Так Цветаева и сделала, и до сих пор некоторые ее бумаги хранятся в Базеле.
О стихах:
— Первые две строчки часто самые лучшие, и ими следует стихотворение заканчивать. Это мой добрый совет вам…
— Окружающие меня вещи требуют от меня выражения в поэзии, что и делаю. Делает эту работу не мое личное «я», а рабочее «я» трудолюбивой пчелы, которая самое себя не осознает.
— Люблю, когда иностранцы коверкают чужой язык, как, например, Эмиль Людвиг: он недавно выступал здесь по радио.

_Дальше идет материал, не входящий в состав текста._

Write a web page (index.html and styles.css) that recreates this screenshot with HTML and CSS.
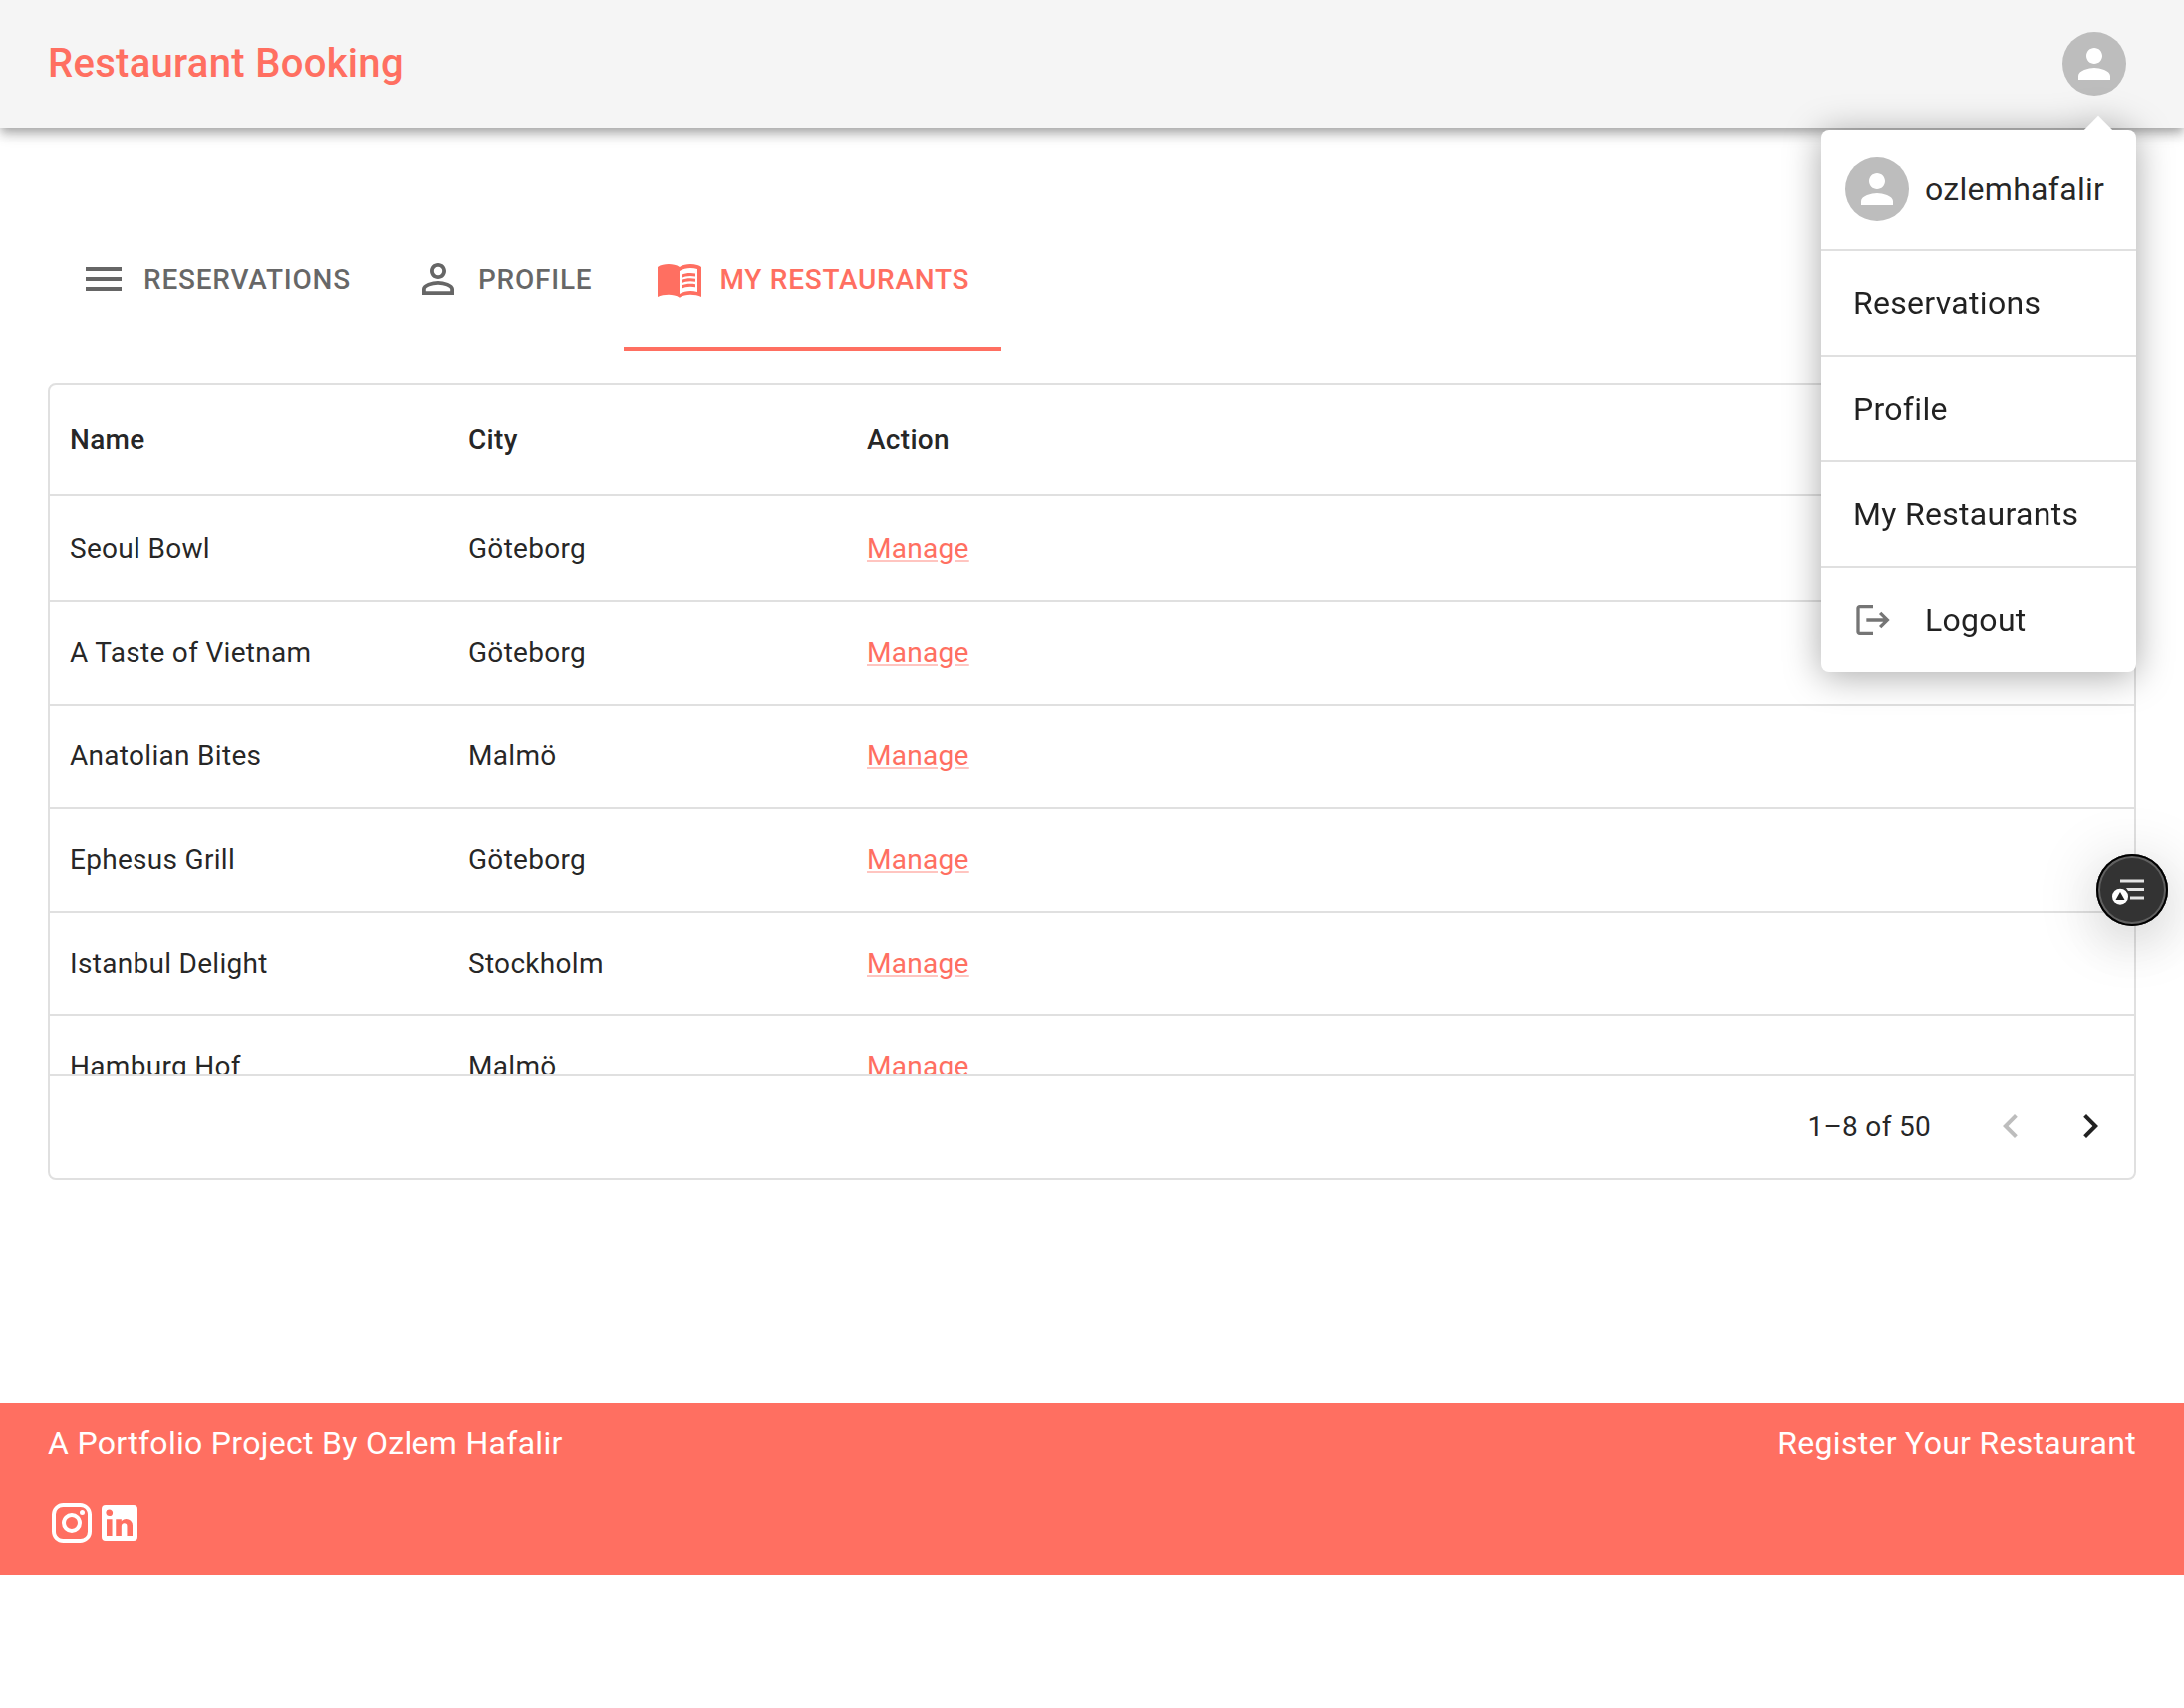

Его французский — ломаный. Но тем лучше! Тут открываются какие-то новые возможности. Конечно, так вот говорить нельзя, но почему бы не попробовать: это вроде опыта! Прежде люди говорили без грамматики, и возникали новые диалекты: было больше разнообразия.
Сидели в кафе «Bel Air» (avenue du Main).
Пальтишко с высоким шерстяным воротником по моде двадцатых годов. По-мужски подпоясывается кожаным ремнем. Старенький колпачок с кисточкой. Серебряное кольцо, серебряный браслет.
22 декабря. Мур спал, и я поджидал Марину Ивановну у подъезда отеля Иннова.
Заговорили о Диксоне,[54] рано умершем поэте. Он Ремизовых обожал и помогал им. Серафима Павловна[55] его будто бы просватала, а когда он женился — выгнала.
— Диксон был необыкновенно красив, так что даже страшно было на нею глядеть — ангел!
Марина Ивановна сообщила, что послала в Прагу стихи свои о Чехии.
— Все переведут на чешский язык и даже напечатают вопреки цензуре. Несчастье Чехии — материал для песни: если не сейчас, то позднее запоют…
Еще скажу вам: вот моя заповедь. — Стреляй в убивающего насильника, но, если жертва уже убита, а убийцу преследуют городовые или ажаны, немедля спрячь его у себя под кроватью! Преследуемый всегда прав, как и убиваемый.
Живет, продавая вещи, а предложила купить мне записную книжку.
— Или подарю вам Шекспира в немецком переводе.
Я отказался.
Привез ей баночку варенья от Е. Э. Малер из Базеля.
— Знаете, Мур все съел, мне ничего не оставил, и хорошо сделал!
Вспоминала Москву, где училась в музыкальной школе Зограф-Плаксиной в Мерзляковском переулке. Там и я учился, и оба мы восхищались этой диковинной фамилией.
— Я поступила туда шести лет. Был у меня почти абсолютный слух.
А когда прощались, Марина Ивановна сказала мне:
— Если не будет accident — еще раз увидимся.